Wednesday night saw Red Trap's first gig under their new name The Stolen, at a Battle of the Bands at The Abington in Northampton. We were the third band on, and rather appropriately, were followed by The Crooks :-)
To shorten a story of some length, we won - much to my surprise - having not been able to hear very much up on stage, it wasn't clear how good, bad or awful we'd sounded. We must have been alright, though, as the competition were excellent, especially the first band, who'd been together twenty years! We return to play in the final on 3rd May, which means I'll miss Nikki's party. Arse.
Anyway, all must visit The Stolen's new website - at least after it's stopped being a 34SP holding page.
This final aside has nothing to do with me. I had to laugh, in the nicest possible way, at Nullsoft, for they've released yet another version of Winamp 2 (2.91), while Winamp 3 languishes untouched since its buggy first release. I applaud this retrograde behaviour, of course, as the 2.x series was always preferable to its dubious successor, which appeared to me to be more of a media playing skinning system than a skinnable media player. The mighty 2.91 sports a slightly sleeker default skin, a host of bugfixes, and some new features in the Winamp Library introduced in 2.9. Get your copy here.
Now, to revision, and packing :-(
Monday 14th April 2003
Special bonus CD with some filler material, available for a limited time only
A less than brilliant rehearsal, but these things happen. The high point was undoubtedly Nikki calling me from the Placebo gig during their cover of Where Is My Mind?
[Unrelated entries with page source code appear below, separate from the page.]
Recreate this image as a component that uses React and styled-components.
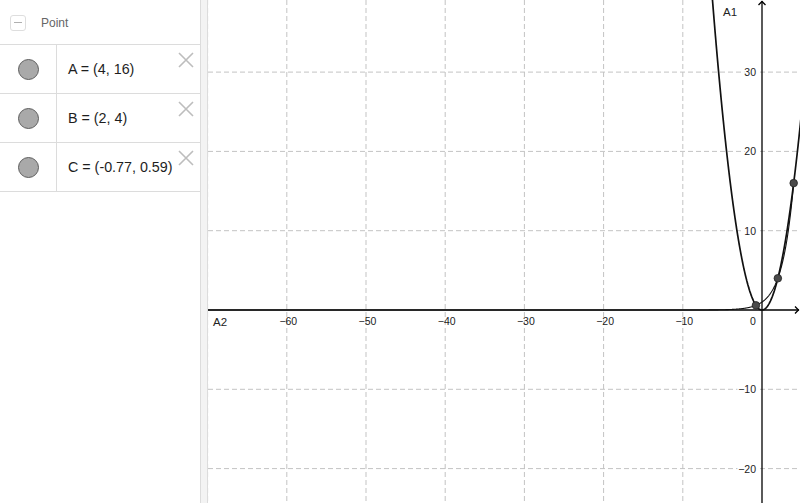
import React from "react";
import styled, { createGlobalStyle } from "styled-components";

const Global = createGlobalStyle`
  html, body { margin: 0; padding: 0; background: #fff; }
  body { font-family: "Liberation Sans", Arial, sans-serif; overflow: hidden; }
  * { box-sizing: border-box; }
`;

const Page = styled.div`
  display: flex;
  width: 800px;
  height: 503px;
  overflow: hidden;
  background: #fff;
`;

const AlgebraPanel = styled.div`
  width: 201px;
  flex: none;
  border-right: 1px solid #dcdcdc;
  display: flex;
  flex-direction: column;
`;

const Splitter = styled.div`
  width: 7px;
  flex: none;
  background: #f3f3f3;
  border-right: 1px solid #dcdcdc;
`;

const GraphicsView = styled.div`
  flex: 1;
  position: relative;
  overflow: hidden;
`;

const Header = styled.div`
  height: 45px;
  display: flex;
  align-items: center;
  gap: 15px;
  padding-left: 10px;
  padding-top: 1px;
  border-bottom: 1px solid #dcdcdc;
`;

const Toggle = styled.div`
  width: 16px;
  height: 16px;
  border: 1px solid #dedede;
  border-radius: 3px;
  display: flex;
  align-items: center;
  justify-content: center;
  &::after {
    content: "";
    width: 8px;
    height: 1px;
    background: #b0b0b0;
  }
`;

const HeaderLabel = styled.span`
  font-size: 12px;
  color: #666;
  margin-top: 1px;
`;

const Row = styled.div`
  height: 49px;
  display: flex;
  border-bottom: 1px solid #dcdcdc;
`;

const MarbleCell = styled.div`
  width: 57px;
  flex: none;
  border-right: 1px solid #dcdcdc;
  display: flex;
  align-items: center;
  justify-content: center;
`;

const Marble = styled.div`
  width: 21px;
  height: 21px;
  border-radius: 50%;
  background: #a9a9a9;
  border: 1px solid #5e5e5e;
  margin-left: 1px;
`;

const Value = styled.div`
  flex: 1;
  display: flex;
  align-items: center;
  padding-left: 11px;
  padding-bottom: 1px;
  font-size: 14.3px;
  color: #1e1e1e;
  white-space: nowrap;
`;

const Delete = styled.div`
  align-self: flex-start;
  margin-top: 7px;
  margin-right: 6px;
  width: 16px;
  height: 16px;
  flex: none;
  display: flex;
`;

const Chart = styled.svg`
  display: block;
  width: 100%;
  height: 100%;
`;

const points = [
  { name: "A", text: "A = (4, 16)" },
  { name: "B", text: "B = (2, 4)" },
  { name: "C", text: "C = (-0.77, 0.59)" },
];

const OX = 554;
const OY = 310;
const SX = 7.92;
const SY = 7.93;
const W = 592;
const H = 503;
const X = (x) => OX + x * SX;
const Y = (y) => OY - y * SY;

function curve(fn, x0, x1, step) {
  let d = "";
  for (let x = x0; x <= x1 + 1e-9; x += step) {
    const px = X(x);
    let py = Y(fn(x));
    if (py < -50) py = -50;
    d += (d ? " L" : "M") + px.toFixed(2) + " " + py.toFixed(2);
  }
  return d;
}

function Graph() {
  const vlines = [-7, -6, -5, -4, -3, -2, -1];
  const hlines = [3, 2, 1, -1, -2];
  const xlabels = [-6, -5, -4, -3, -2, -1];
  const ylabels = [3, 2, 1, -1, -2];
  const parab = curve((x) => x * x, -6.6, 4.9, 0.02);
  const expo = curve((x) => Math.pow(2, x), -70.5, 4, 0.02);
  const dots = [
    [4, 16],
    [2, 4],
    [-0.7667, 0.5878],
  ];
  const label = {
    fontFamily: "Liberation Sans, Arial, sans-serif",
    fontSize: 10.5,
    fill: "#222",
  };
  return (
    <Chart viewBox={`0 0 ${W} ${H}`}>
      <g stroke="#c3c3c3" strokeWidth="1" strokeDasharray="5 3">
        {vlines.map((k) => (
          <line key={"v" + k} x1={X(k * 10)} y1={0} x2={X(k * 10)} y2={H} />
        ))}
        {hlines.map((k) => (
          <line key={"h" + k} x1={0} y1={Y(k * 10)} x2={W} y2={Y(k * 10)} />
        ))}
      </g>
      <g {...label}>
        {xlabels.map((k) => (
          <text key={"xl" + k} x={X(k * 10) + 1.5} y={325} textAnchor="middle">
            {"\u2212" + Math.abs(k * 10)}
          </text>
        ))}
        <text x={OX - 9} y={325} textAnchor="middle">0</text>
        {ylabels.map((k) => (
          <text
            key={"yl" + k}
            x={OX - 6}
            y={Y(k * 10) + 4}
            textAnchor="end"
            stroke="#fff"
            strokeWidth="3"
            paintOrder="stroke"
          >
            {(k < 0 ? "\u2212" : "") + Math.abs(k * 10)}
          </text>
        ))}
      </g>
      <g fontFamily="Liberation Sans, Arial, sans-serif" fontSize="11.5" fill="#222">
        <text x={515} y={16}>A1</text>
        <text x={5} y={326}>A2</text>
      </g>
      <g stroke="#000" strokeWidth="1.3" fill="none">
        <line x1={0} y1={OY} x2={W - 1} y2={OY} />
        <line x1={OX} y1={1} x2={OX} y2={H} />
        <polyline points={`${W - 5},${OY - 3.5} ${W - 1.5},${OY} ${W - 5},${OY + 3.5}`} />
        <polyline points={`${OX - 3.5},${5} ${OX},${1.5} ${OX + 3.5},${5}`} />
      </g>
      <g fill="none" stroke="#111" strokeLinejoin="round">
        <path d={parab} strokeWidth="1.7" />
        <path d={expo} strokeWidth="1.1" />
      </g>
      <g fill="#4a4a4a" stroke="#222" strokeWidth="0.8">
        {dots.map(([x, y], i) => (
          <circle key={i} cx={X(x)} cy={Y(y)} r={3.8} />
        ))}
      </g>
    </Chart>
  );
}

export default function App() {
  return (
    <>
      <Global />
      <Page>
        <AlgebraPanel>
          <Header>
            <Toggle />
            <HeaderLabel>Point</HeaderLabel>
          </Header>
          {points.map((p) => (
            <Row key={p.name}>
              <MarbleCell>
                <Marble />
              </MarbleCell>
              <Value>{p.text}</Value>
              <Delete>
                <svg width="16" height="16" viewBox="0 0 16 16">
                  <path d="M1 1 L15 15 M15 1 L1 15" stroke="#bdbdbd" strokeWidth="1.6" fill="none" />
                </svg>
              </Delete>
            </Row>
          ))}
        </AlgebraPanel>
        <Splitter />
        <GraphicsView>
          <Graph />
        </GraphicsView>
      </Page>
    </>
  );
}
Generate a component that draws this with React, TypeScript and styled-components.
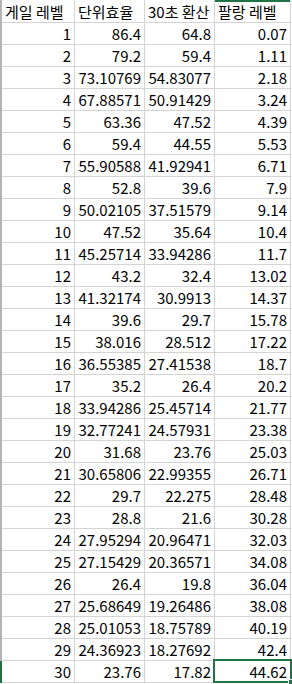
import React from 'react'
import styled, { createGlobalStyle } from 'styled-components'

const GlobalStyle = createGlobalStyle`
  html, body {
    margin: 0;
    padding: 0;
    background: #fff;
  }
  body {
    font-family: "Noto Sans CJK KR", "Noto Sans", sans-serif;
    color: #000;
  }
`;

export const Sheet = styled.div`
  width: 292px;
  height: 684px;
  overflow: hidden;
  background: #fff;
`;

export const Row = styled.div<{ $head?: boolean }>`
  display: grid;
  grid-template-columns: 2px 73px 70px 70px 76px;
  height: ${p => (p.$head ? 23 : 22)}px;
`;

export const RowMark = styled.div<{ $active?: boolean }>`
  background: ${p => (p.$active ? '#217346' : '#b4b4b4')};
`;

export const Cell = styled.div<{ $head?: boolean; $selCol?: boolean }>`
  position: relative;
  box-sizing: border-box;
  border-right: 1px solid #d4d4d4;
  border-bottom: 1px solid #d4d4d4;
  padding: 0 3px;
  display: flex;
  align-items: center;
  justify-content: ${p => (p.$head ? 'flex-start' : 'flex-end')};
  font-size: 15px;
  line-height: 1;
  white-space: nowrap;
  overflow: visible;
  box-shadow: ${p => (p.$selCol ? 'inset 0 2px 0 #217346' : 'none')};
`;

export const Selection = styled.div`
  position: absolute;
  left: -2px;
  top: -2px;
  right: -2px;
  bottom: -1px;
  border: 2px solid #217346;
  pointer-events: none;
`;

export const FillHandle = styled.div`
  position: absolute;
  right: -5px;
  bottom: -5px;
  width: 5px;
  height: 5px;
  background: #217346;
  border: 1px solid #fff;
`;

const headers = ['게일 레벨', '단위효율', '30초 환산', '팔랑 레벨'];

const rows: [string, string, string][] = [
  ['86.4', '64.8', '0.07'],
  ['79.2', '59.4', '1.11'],
  ['73.10769', '54.83077', '2.18'],
  ['67.88571', '50.91429', '3.24'],
  ['63.36', '47.52', '4.39'],
  ['59.4', '44.55', '5.53'],
  ['55.90588', '41.92941', '6.71'],
  ['52.8', '39.6', '7.9'],
  ['50.02105', '37.51579', '9.14'],
  ['47.52', '35.64', '10.4'],
  ['45.25714', '33.94286', '11.7'],
  ['43.2', '32.4', '13.02'],
  ['41.32174', '30.9913', '14.37'],
  ['39.6', '29.7', '15.78'],
  ['38.016', '28.512', '17.22'],
  ['36.55385', '27.41538', '18.7'],
  ['35.2', '26.4', '20.2'],
  ['33.94286', '25.45714', '21.77'],
  ['32.77241', '24.57931', '23.38'],
  ['31.68', '23.76', '25.03'],
  ['30.65806', '22.99355', '26.71'],
  ['29.7', '22.275', '28.48'],
  ['28.8', '21.6', '30.28'],
  ['27.95294', '20.96471', '32.03'],
  ['27.15429', '20.36571', '34.08'],
  ['26.4', '19.8', '36.04'],
  ['25.68649', '19.26486', '38.08'],
  ['25.01053', '18.75789', '40.19'],
  ['24.36923', '18.27692', '42.4'],
  ['23.76', '17.82', '44.62'],
];

export default function App() {
  const last = rows.length - 1;
  return (
    <>
      <GlobalStyle />
      <Sheet>
        <Row $head>
          <RowMark />
          {headers.map((h, i) => (
            <Cell key={h} $head $selCol={i === 3}>{h}</Cell>
          ))}
        </Row>
        {rows.map((r, i) => (
          <Row key={i}>
            <RowMark $active={i === last} />
            <Cell>{i + 1}</Cell>
            <Cell>{r[0]}</Cell>
            <Cell>{r[1]}</Cell>
            <Cell>
              {r[2]}
              {i === last && (
                <Selection>
                  <FillHandle />
                </Selection>
              )}
            </Cell>
          </Row>
        ))}
      </Sheet>
    </>
  )
}
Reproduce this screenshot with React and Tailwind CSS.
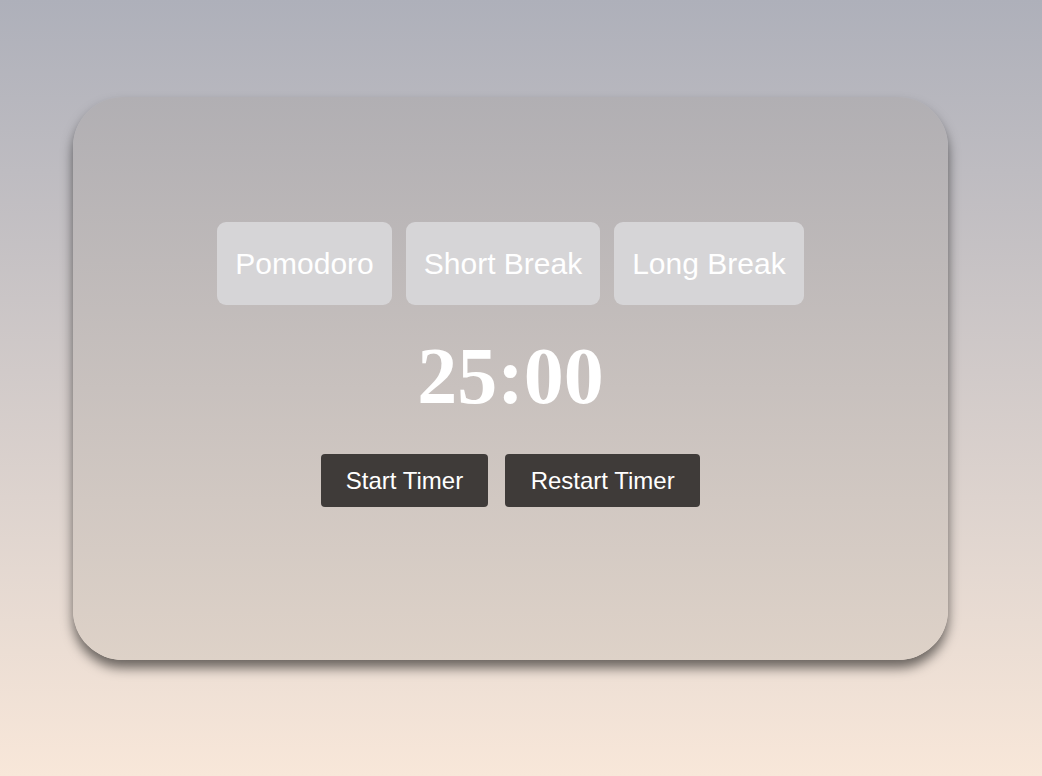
import React, { useState } from 'react';

const modes = [
  { label: 'Pomodoro', time: '25:00' },
  { label: 'Short Break', time: '05:00' },
  { label: 'Long Break', time: '15:00' },
];

const App = () => {
  const [mode, setMode] = useState(0);

  return (
    <div className="min-h-[776px] w-full bg-gradient-to-b from-[#aeb0ba] to-[#f8e7d9] pt-[97px] font-['Liberation_Sans',Arial,sans-serif]">
      <div className="ml-[73px] flex h-[563px] w-[875px] flex-col items-center rounded-[50px] bg-gradient-to-b from-[#b1afb3] to-[#ded2c8] pt-[125px] shadow-[0_8px_12px_rgba(0,0,0,0.55)]">
        {/* modos */}
        <div className="flex gap-[14px]">
          {modes.map((m, i) => (
            <button
              key={m.label}
              onClick={() => setMode(i)}
              className="h-[83px] rounded-[9px] bg-[#d6d5d7] px-[18px] text-[30px] text-white"
            >
              {m.label}
            </button>
          ))}
        </div>

        <div className="mt-[31px] font-['Liberation_Serif','Times_New_Roman',serif] text-[80px] font-bold leading-none text-white">
          {modes[mode].time}
        </div>

        <div className="mt-[38px] flex gap-[17px]">
          <button className="h-[53px] rounded bg-[#3f3b39] px-[25px] text-[24px] text-white">
            Start Timer
          </button>
          <button className="h-[53px] rounded bg-[#3f3b39] px-[25.5px] text-[24px] text-white">
            Restart Timer
          </button>
        </div>
      </div>
    </div>
  );
};

export default App;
Sounded about as good as it could possibly sound, having been blasted at ear-damaging levels into a Nokia, mangled down to 9,600bps* and transmitted all the way back to a reception-decimating industrial unit in Leamington Spa. Good enough for me to make out someone near the phone screaming the wrong lyrics over the wrong part of the song ;-)
Congratulatory noises to both Nikki and James for passing various modules today. I haven't asked Tom what his results were like yet...
* I'm not sure about this. 9,600bps is GSM data bandwidth, I know, but is the bw for voice calls the same? I assume so.